E a maior desilusão?
Também nesse Europeu, o jogo da final com a Grécia. Porque tinha desmaiado com a Inglaterra, o Ronaldo pediu-me: ‘mãe, por favor, não vejas o jogo no estádio, vê em casa’. Fiquei em casa e fiquei destroçada com as imagens do Ronaldo a chorar. Outro jogo que o Ronaldo pediu-me para não ir foi a final da Liga dos Campeões na Luz, entre Atlético e Real. Fiquei em casa e desmaiei.

Outra vez?
Outra vez. E, desta vez, fiquei com a cara toda negra.

Bolas.
È verdade [Dolores faz uma careta engraçada], a culpa é do Sergio Ramos. Ahahahah, quando ele marcou o empate nos descontos.

E o prolongamento?
Peguei no meu neto e fomos dar uma volta a pé. Quando chegámos a casa, soubemos que tinha acabado 4-1. Foi uma alegria ilimitada. Olhe, lembrei-me agora de outro momento triste, o da final do Euro-2016 com a França. Digo triste quando ele desatou a chorar no relvado, lesionado e sem forças para continuar. Custou-me muito, muito, muito. Mas depois valeu a pena, ganhámos a taça. Outro momento de muita tensão foi quando se descobriu que tinha um problema no coração. Ele cresceu muito depressa e o coração não acompanhou. Felizmente, o doutor resolveu o problema.

Como?
Operação a laser.
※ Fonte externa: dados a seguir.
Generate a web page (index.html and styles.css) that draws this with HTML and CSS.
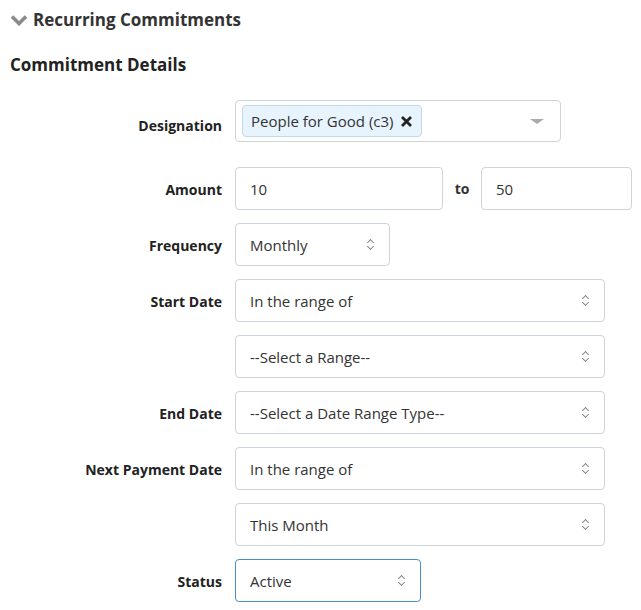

Foi um sucesso e um alívio enorme.

[a porta abre-se, é Elma]
– Isto é assim? [no gozo]
– Vim para aqui, é mais sossegado.
– À vontade, vou ali ao café.
[Dolores vira-se para mim]

Vamos beber um café?
Vamos a isso.

[no café, a conversa é sobre o Portugal-Luxemburgo em Alvalade, dia 11 Outubro, para o Euro-2020; depois do café, segue-se a boleia a pé para o táxi, ali no Fórum: ‘este tempo é uma maravilha, nem é preciso o casaco de abafo’] Que craque. Bola de Ouro para Dolores, já.